SELECT user_id as user_id,
  age as age,
  sex as sex,
  job as job,
  date_created as date_created
FROM snowflake_datasource
""")

Full Read

The "Full Read" policy, when applied to a single data source, involves consuming all available data from that source up to the scheduled batch time. This essentially means that the defined query or data retrieval process will run against the specified data source (e.g., Snowflake) and retrieve records based on the conditions defined by the timestamp column, up until the scheduled batch time.

Use Cases

Snapshot of Data Source:

In scenarios where a complete snapshot of the data source is required, each batch job reads all the data until the execution time.

import qwak.feature_store.feature_sets.read_policies as ReadPolicy
import qwak.feature_store.feature_sets.batch as batch

@batch.feature_set(
    name="aggregation-by-time",
    key="user_id",
    data_sources={"full_read_source": ReadPolicy.FullRead}
    timestamp_column_name="processing_time"
)

Joining Dimension Tables:

When joining a dimension table of user information with another data source, the Full Read policy ensures that all relevant records are considered.

import qwak.feature_store.feature_sets.read_policies as ReadPolicy
import qwak.feature_store.feature_sets.batch as batch

@batch.feature_set(
    name="aggregation-by-time",
    key="transaction_id",
    data_sources={"snowflake": ReadPolicy.NewOnly, "full_read_source": ReadPolicy.FullRead}
    timestamp_column_name="processing_time"
)

Timestamp Considerations:

Batch Feature Sets Constraints:
- It's important to note that batch feature sets cannot insert rows with timestamps older than the current oldest timestamp in the offline feature store. Each batch must produce a timestamp equal to or larger than the timestamp of the last batch.
Handling Timestamps:
- To utilize the Full Read policy and manage timestamps, JFrog ML feature set transformations support parameters like qwak_ingestion_start_timestamp and qwak_ingestion_end_timestamp.
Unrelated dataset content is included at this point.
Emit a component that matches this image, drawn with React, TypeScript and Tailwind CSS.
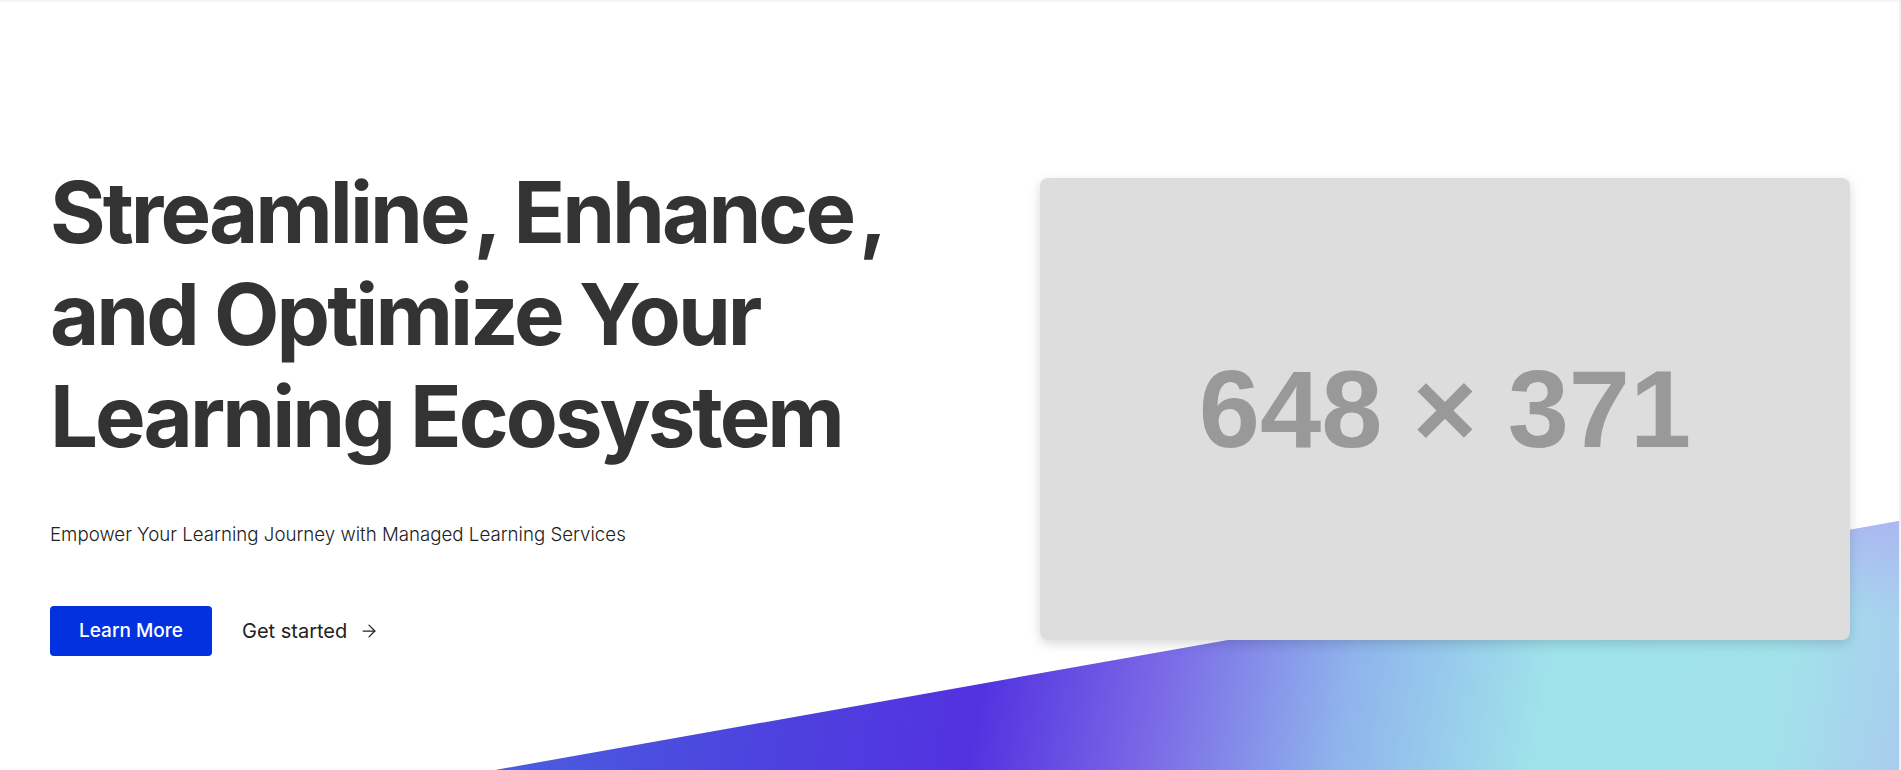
import { ArrowRight } from 'lucide-react';

export default function App() {
  return (
    <div className="flex h-[770px] w-full overflow-hidden bg-white font-['Inter','Liberation_Sans',sans-serif]">
      <main className="relative flex-1 overflow-hidden border-t-2 border-[#f4f4f4]">
        {/* background wave */}
        <div className="absolute inset-x-0 bottom-0 h-[249px] [clip-path:polygon(26.07%_100%,100%_0%,100%_100%)] bg-[radial-gradient(ellipse_at_100%_0%,rgba(172,180,242,0.9),rgba(172,180,242,0)_28%),linear-gradient(100deg,#4a6ade_22%,#4c45de_40%,#5232e0_52%,#7a68e6_61%,#8fb4ec_71%,#9fe2ea_81%,#a2e2ea_93%,#a8cdee_100%)]" />

        <section className="relative z-10 flex items-center justify-between pl-[50px] pr-[49px] pt-[160px]">
          {/* left column */}
          <div className="flex flex-col">
            <h1 className="text-[85px] font-bold leading-[102px] tracking-[-0.035em] text-[#333333]">
              Streamline<span className="ml-[0.07em]">,</span> Enhance<span className="ml-[0.07em]">,</span>
              <br />
              and Optimize Your
              <br />
              Learning Ecosystem
            </h1>
            <p className="mt-[53px] text-[18.7px] font-light leading-[28px] text-[#222222]">
              Empower Your Learning Journey with Managed Learning Services
            </p>
            <div className="mt-[57px] flex items-center gap-[30px]">
              <button className="h-[50px] w-[162px] rounded-[4px] bg-[#0232e0] text-[19px] font-medium text-white">
                Learn More
              </button>
              <button className="flex items-center gap-[12px] text-[20px] text-[#222222]">
                Get started
                <ArrowRight className="h-[20px] w-[20px]" strokeWidth={1.5} />
              </button>
            </div>
          </div>

          {/* placeholder image */}
          <div className="flex h-[462px] w-[810px] items-center justify-center rounded-[8px] bg-[#dddddd] shadow-[0_4px_12px_rgba(0,0,0,0.15)]">
            <span className="font-['Liberation_Sans',Arial,sans-serif] text-[110px] font-bold leading-none text-[#999999]">
              648 × 371
            </span>
          </div>
        </section>
      </main>
      <div className="w-[2px] shrink-0 bg-[#f1f1f1]" />
    </div>
  );
}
These parameters can be employed to define timestamp columns in transformations.

import qwak.feature_store.feature_sets.read_policies as ReadPolicy
import qwak.feature_store.feature_sets.batch as batch

@batch.feature_set(
    name="aggregation-by-time",
    key="user_id",
    data_sources={"full_read_source": ReadPolicy.FullRead}
    timestamp_column_name="processing_time"
)
def transform():
    return SparkSqlTransformation(sql="""
            SELECT user_id,
                 to_timestamp(${qwak_ingestion_start_timestamp}) as processing_time_start,
                 to_timestamp(${qwak_ingestion_end_timestamp}) as processing_time
            FROM full_read_source""")

Time Frame

Each batch reads records within a specified time frame, starting from the job execution time until a defined period in the past.

📘
Example
We want to track the total number of transactions a user made in the past 7 days.
We can use a TimeFrame read policy to show the aggregated data over sliding window.
This read policy allows us to read only the newly added records in the last 7 days, and transfer the updated information to the feature store.

import qwak.feature_store.feature_sets.read_policies as ReadPolicy
import qwak.feature_store.feature_sets.batch as batch
from  qwak.feature_store.feature_sets.transformations import SparkSqlTransformation

@batch.feature_set(
    name='total-transactions-7d',
    key="transaction_id",
    data_sources={"snowflake": ReadPolicy.TimeFrame(days=7)},
)
@batch.scheduling(cron_expression="@daily")
def transform():
    return SparkSqlTransformation(sql="""
        SELECT transaction_id,
        <SUM(Amount)> as transactions_total_amount_7d
        FROM snowflake
        GROUP BY transcation_id
    """)

TimeFrame Aggregations.Population Flavor

import qwak.feature_store.feature_sets.read_policies as ReadPolicy
import qwak.feature_store.feature_sets.batch as batch
from  qwak.feature_store.feature_sets.transformations import SparkSqlTransformation

@batch.feature_set(
    name='total-transactions-7d',
    key="transaction_id",
    data_sources = {
        "snowflake": ReadPolicy.TimeFrame(
            days = 7,
            flavor = Aggregations.Population
        )},,
)
@batch.scheduling(cron_expression="@daily")
def transform():
    return SparkSqlTransformation(sql="""
        SELECT transaction_id,
        <SUM(Amount)> as transactions_total_amount_7d
        FROM snowflake
        GROUP BY transcation_id
    """)

Using the Aggregations.Population flavor of the TimeFrame read policy will result in Keys that belonged to a previous window, but are not present at the current current window, having null feature values.

🚧
Note
The Backfill API feature is currently not supported for Feature Sets defined with Aggregations.Population flavor.

Using multiple Read policies

JFrog ML feature sets support fetching data from multiple sources, with different read policy for each.